* Dataset content
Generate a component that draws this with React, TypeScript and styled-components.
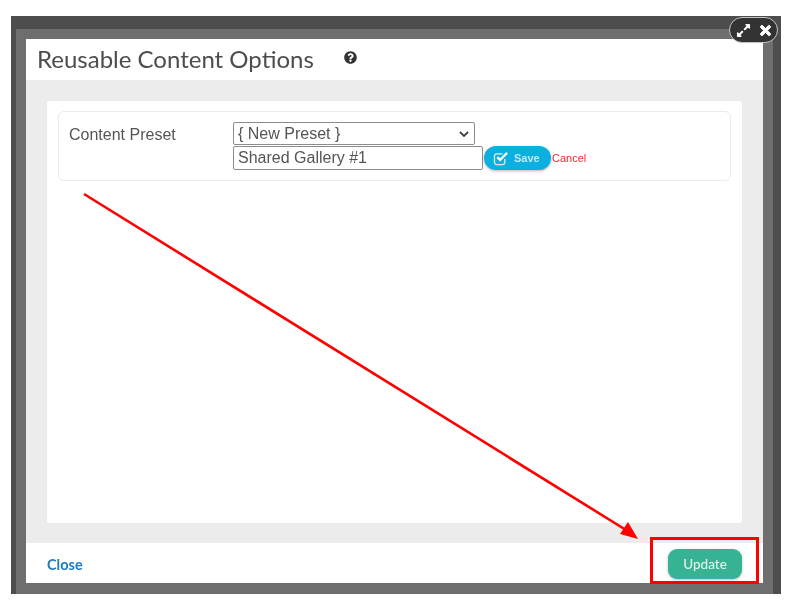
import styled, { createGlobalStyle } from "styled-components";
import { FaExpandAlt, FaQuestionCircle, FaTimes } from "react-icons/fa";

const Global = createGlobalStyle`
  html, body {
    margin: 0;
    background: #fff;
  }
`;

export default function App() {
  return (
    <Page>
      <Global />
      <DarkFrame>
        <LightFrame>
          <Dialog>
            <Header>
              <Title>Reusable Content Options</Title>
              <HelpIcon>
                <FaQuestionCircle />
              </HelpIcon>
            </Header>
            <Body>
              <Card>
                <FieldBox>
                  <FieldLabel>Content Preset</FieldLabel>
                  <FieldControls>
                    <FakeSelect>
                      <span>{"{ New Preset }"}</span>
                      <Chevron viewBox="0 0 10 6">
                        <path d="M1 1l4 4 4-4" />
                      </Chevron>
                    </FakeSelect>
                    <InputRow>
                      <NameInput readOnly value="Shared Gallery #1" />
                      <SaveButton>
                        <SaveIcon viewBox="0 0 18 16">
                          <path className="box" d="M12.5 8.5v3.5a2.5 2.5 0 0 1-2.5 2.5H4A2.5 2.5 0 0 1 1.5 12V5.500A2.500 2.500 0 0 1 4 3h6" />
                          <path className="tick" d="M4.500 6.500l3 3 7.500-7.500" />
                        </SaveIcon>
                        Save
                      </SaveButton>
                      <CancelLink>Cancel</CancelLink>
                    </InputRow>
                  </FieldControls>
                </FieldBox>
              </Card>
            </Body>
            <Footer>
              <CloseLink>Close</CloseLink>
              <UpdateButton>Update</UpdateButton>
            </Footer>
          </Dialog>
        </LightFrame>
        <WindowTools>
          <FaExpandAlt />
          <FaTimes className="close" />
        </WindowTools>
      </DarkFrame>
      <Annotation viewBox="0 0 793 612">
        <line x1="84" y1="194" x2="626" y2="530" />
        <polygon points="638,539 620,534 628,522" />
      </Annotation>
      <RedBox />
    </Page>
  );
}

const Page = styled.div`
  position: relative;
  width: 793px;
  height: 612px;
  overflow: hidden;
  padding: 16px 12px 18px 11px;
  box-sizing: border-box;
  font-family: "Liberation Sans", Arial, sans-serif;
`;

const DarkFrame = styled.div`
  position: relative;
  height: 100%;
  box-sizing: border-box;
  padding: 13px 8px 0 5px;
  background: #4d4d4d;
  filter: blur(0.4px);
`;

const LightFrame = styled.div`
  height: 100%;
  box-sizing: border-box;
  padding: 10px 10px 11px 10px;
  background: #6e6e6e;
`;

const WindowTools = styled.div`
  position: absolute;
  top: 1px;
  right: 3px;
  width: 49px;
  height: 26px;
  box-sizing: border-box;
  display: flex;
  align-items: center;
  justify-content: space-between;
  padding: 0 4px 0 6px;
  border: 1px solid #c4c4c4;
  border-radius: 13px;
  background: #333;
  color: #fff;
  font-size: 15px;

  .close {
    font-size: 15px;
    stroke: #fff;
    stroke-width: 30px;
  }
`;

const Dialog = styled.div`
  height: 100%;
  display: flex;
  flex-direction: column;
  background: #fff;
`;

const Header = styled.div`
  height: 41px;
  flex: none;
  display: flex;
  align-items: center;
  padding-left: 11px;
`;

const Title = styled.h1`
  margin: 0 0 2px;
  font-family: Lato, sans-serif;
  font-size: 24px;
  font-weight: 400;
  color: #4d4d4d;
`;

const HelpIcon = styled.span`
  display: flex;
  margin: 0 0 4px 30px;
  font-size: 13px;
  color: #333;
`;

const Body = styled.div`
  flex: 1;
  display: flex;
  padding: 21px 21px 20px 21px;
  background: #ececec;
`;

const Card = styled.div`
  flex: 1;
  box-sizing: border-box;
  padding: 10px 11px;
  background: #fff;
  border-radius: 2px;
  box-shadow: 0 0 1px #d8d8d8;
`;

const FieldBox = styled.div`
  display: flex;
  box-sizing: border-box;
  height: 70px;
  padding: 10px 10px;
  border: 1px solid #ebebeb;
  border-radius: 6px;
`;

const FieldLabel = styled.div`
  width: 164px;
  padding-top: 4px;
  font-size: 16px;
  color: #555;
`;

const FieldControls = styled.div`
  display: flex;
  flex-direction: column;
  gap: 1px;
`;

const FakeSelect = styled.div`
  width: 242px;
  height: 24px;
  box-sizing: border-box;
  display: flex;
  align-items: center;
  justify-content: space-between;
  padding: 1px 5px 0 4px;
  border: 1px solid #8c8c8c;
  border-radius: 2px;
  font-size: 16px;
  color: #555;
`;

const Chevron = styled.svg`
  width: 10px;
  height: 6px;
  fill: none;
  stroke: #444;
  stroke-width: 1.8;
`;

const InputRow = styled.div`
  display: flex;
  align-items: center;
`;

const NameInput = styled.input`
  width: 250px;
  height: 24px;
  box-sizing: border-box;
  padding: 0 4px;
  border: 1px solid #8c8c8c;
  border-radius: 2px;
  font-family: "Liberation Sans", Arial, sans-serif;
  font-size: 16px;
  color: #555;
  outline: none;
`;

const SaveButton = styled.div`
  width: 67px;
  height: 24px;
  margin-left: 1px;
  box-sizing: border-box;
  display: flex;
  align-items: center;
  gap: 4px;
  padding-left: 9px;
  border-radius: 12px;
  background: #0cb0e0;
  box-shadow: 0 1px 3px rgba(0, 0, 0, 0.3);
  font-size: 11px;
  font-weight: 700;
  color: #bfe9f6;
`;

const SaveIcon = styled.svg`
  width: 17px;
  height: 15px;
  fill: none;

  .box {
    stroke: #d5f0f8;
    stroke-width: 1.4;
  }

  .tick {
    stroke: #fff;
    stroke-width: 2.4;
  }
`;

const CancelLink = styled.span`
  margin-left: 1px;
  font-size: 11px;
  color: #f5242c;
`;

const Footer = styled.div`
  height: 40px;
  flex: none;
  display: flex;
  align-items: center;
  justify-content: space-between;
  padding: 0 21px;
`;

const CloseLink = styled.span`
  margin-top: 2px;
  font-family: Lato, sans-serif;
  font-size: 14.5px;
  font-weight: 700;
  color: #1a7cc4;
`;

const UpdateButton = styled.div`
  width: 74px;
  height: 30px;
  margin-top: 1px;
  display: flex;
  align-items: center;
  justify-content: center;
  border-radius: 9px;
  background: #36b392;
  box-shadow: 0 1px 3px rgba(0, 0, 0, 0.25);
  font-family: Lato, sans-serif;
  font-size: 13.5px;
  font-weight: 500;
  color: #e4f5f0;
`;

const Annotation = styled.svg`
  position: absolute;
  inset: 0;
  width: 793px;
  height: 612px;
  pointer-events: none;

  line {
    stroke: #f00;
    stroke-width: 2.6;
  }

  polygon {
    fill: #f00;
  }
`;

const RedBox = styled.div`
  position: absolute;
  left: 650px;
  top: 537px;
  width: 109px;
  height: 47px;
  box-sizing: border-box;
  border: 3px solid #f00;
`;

* Stated problem
Every line should be retyped exactly, with the pictures omitted.

* Complete output
Generate a component that draws this with React, TypeScript and styled-components.
import styled, { createGlobalStyle } from "styled-components";
import { FaExpandAlt, FaQuestionCircle, FaTimes } from "react-icons/fa";

const Global = createGlobalStyle`
  html, body {
    margin: 0;
    background: #fff;
  }
`;

export default function App() {
  return (
    <Page>
      <Global />
      <DarkFrame>
        <LightFrame>
          <Dialog>
            <Header>
              <Title>Reusable Content Options</Title>
              <HelpIcon>
                <FaQuestionCircle />
              </HelpIcon>
            </Header>
            <Body>
              <Card>
                <FieldBox>
                  <FieldLabel>Content Preset</FieldLabel>
                  <FieldControls>
                    <FakeSelect>
                      <span>{"{ New Preset }"}</span>
                      <Chevron viewBox="0 0 10 6">
                        <path d="M1 1l4 4 4-4" />
                      </Chevron>
                    </FakeSelect>
                    <InputRow>
                      <NameInput readOnly value="Shared Gallery #1" />
                      <SaveButton>
                        <SaveIcon viewBox="0 0 18 16">
                          <path className="box" d="M12.5 8.5v3.5a2.5 2.5 0 0 1-2.5 2.5H4A2.5 2.5 0 0 1 1.5 12V5.500A2.500 2.500 0 0 1 4 3h6" />
                          <path className="tick" d="M4.500 6.500l3 3 7.500-7.500" />
                        </SaveIcon>
                        Save
                      </SaveButton>
                      <CancelLink>Cancel</CancelLink>
                    </InputRow>
                  </FieldControls>
                </FieldBox>
              </Card>
            </Body>
            <Footer>
              <CloseLink>Close</CloseLink>
              <UpdateButton>Update</UpdateButton>
            </Footer>
          </Dialog>
        </LightFrame>
        <WindowTools>
          <FaExpandAlt />
          <FaTimes className="close" />
        </WindowTools>
      </DarkFrame>
      <Annotation viewBox="0 0 793 612">
        <line x1="84" y1="194" x2="626" y2="530" />
        <polygon points="638,539 620,534 628,522" />
      </Annotation>
      <RedBox />
    </Page>
  );
}

const Page = styled.div`
  position: relative;
  width: 793px;
  height: 612px;
  overflow: hidden;
  padding: 16px 12px 18px 11px;
  box-sizing: border-box;
  font-family: "Liberation Sans", Arial, sans-serif;
`;

const DarkFrame = styled.div`
  position: relative;
  height: 100%;
  box-sizing: border-box;
  padding: 13px 8px 0 5px;
  background: #4d4d4d;
  filter: blur(0.4px);
`;

const LightFrame = styled.div`
  height: 100%;
  box-sizing: border-box;
  padding: 10px 10px 11px 10px;
  background: #6e6e6e;
`;

const WindowTools = styled.div`
  position: absolute;
  top: 1px;
  right: 3px;
  width: 49px;
  height: 26px;
  box-sizing: border-box;
  display: flex;
  align-items: center;
  justify-content: space-between;
  padding: 0 4px 0 6px;
  border: 1px solid #c4c4c4;
  border-radius: 13px;
  background: #333;
  color: #fff;
  font-size: 15px;

  .close {
    font-size: 15px;
    stroke: #fff;
    stroke-width: 30px;
  }
`;

const Dialog = styled.div`
  height: 100%;
  display: flex;
  flex-direction: column;
  background: #fff;
`;

const Header = styled.div`
  height: 41px;
  flex: none;
  display: flex;
  align-items: center;
  padding-left: 11px;
`;

const Title = styled.h1`
  margin: 0 0 2px;
  font-family: Lato, sans-serif;
  font-size: 24px;
  font-weight: 400;
  color: #4d4d4d;
`;

const HelpIcon = styled.span`
  display: flex;
  margin: 0 0 4px 30px;
  font-size: 13px;
  color: #333;
`;

const Body = styled.div`
  flex: 1;
  display: flex;
  padding: 21px 21px 20px 21px;
  background: #ececec;
`;

const Card = styled.div`
  flex: 1;
  box-sizing: border-box;
  padding: 10px 11px;
  background: #fff;
  border-radius: 2px;
  box-shadow: 0 0 1px #d8d8d8;
`;

const FieldBox = styled.div`
  display: flex;
  box-sizing: border-box;
  height: 70px;
  padding: 10px 10px;
  border: 1px solid #ebebeb;
  border-radius: 6px;
`;

const FieldLabel = styled.div`
  width: 164px;
  padding-top: 4px;
  font-size: 16px;
  color: #555;
`;

const FieldControls = styled.div`
  display: flex;
  flex-direction: column;
  gap: 1px;
`;

const FakeSelect = styled.div`
  width: 242px;
  height: 24px;
  box-sizing: border-box;
  display: flex;
  align-items: center;
  justify-content: space-between;
  padding: 1px 5px 0 4px;
  border: 1px solid #8c8c8c;
  border-radius: 2px;
  font-size: 16px;
  color: #555;
`;

const Chevron = styled.svg`
  width: 10px;
  height: 6px;
  fill: none;
  stroke: #444;
  stroke-width: 1.8;
`;

const InputRow = styled.div`
  display: flex;
  align-items: center;
`;

const NameInput = styled.input`
  width: 250px;
  height: 24px;
  box-sizing: border-box;
  padding: 0 4px;
  border: 1px solid #8c8c8c;
  border-radius: 2px;
  font-family: "Liberation Sans", Arial, sans-serif;
  font-size: 16px;
  color: #555;
  outline: none;
`;

const SaveButton = styled.div`
  width: 67px;
  height: 24px;
  margin-left: 1px;
  box-sizing: border-box;
  display: flex;
  align-items: center;
  gap: 4px;
  padding-left: 9px;
  border-radius: 12px;
  background: #0cb0e0;
  box-shadow: 0 1px 3px rgba(0, 0, 0, 0.3);
  font-size: 11px;
  font-weight: 700;
  color: #bfe9f6;
`;

const SaveIcon = styled.svg`
  width: 17px;
  height: 15px;
  fill: none;

  .box {
    stroke: #d5f0f8;
    stroke-width: 1.4;
  }

  .tick {
    stroke: #fff;
    stroke-width: 2.4;
  }
`;

const CancelLink = styled.span`
  margin-left: 1px;
  font-size: 11px;
  color: #f5242c;
`;

const Footer = styled.div`
  height: 40px;
  flex: none;
  display: flex;
  align-items: center;
  justify-content: space-between;
  padding: 0 21px;
`;

const CloseLink = styled.span`
  margin-top: 2px;
  font-family: Lato, sans-serif;
  font-size: 14.5px;
  font-weight: 700;
  color: #1a7cc4;
`;

const UpdateButton = styled.div`
  width: 74px;
  height: 30px;
  margin-top: 1px;
  display: flex;
  align-items: center;
  justify-content: center;
  border-radius: 9px;
  background: #36b392;
  box-shadow: 0 1px 3px rgba(0, 0, 0, 0.25);
  font-family: Lato, sans-serif;
  font-size: 13.5px;
  font-weight: 500;
  color: #e4f5f0;
`;

const Annotation = styled.svg`
  position: absolute;
  inset: 0;
  width: 793px;
  height: 612px;
  pointer-events: none;

  line {
    stroke: #f00;
    stroke-width: 2.6;
  }

  polygon {
    fill: #f00;
  }
`;

const RedBox = styled.div`
  position: absolute;
  left: 650px;
  top: 537px;
  width: 109px;
  height: 47px;
  box-sizing: border-box;
  border: 3px solid #f00;
`;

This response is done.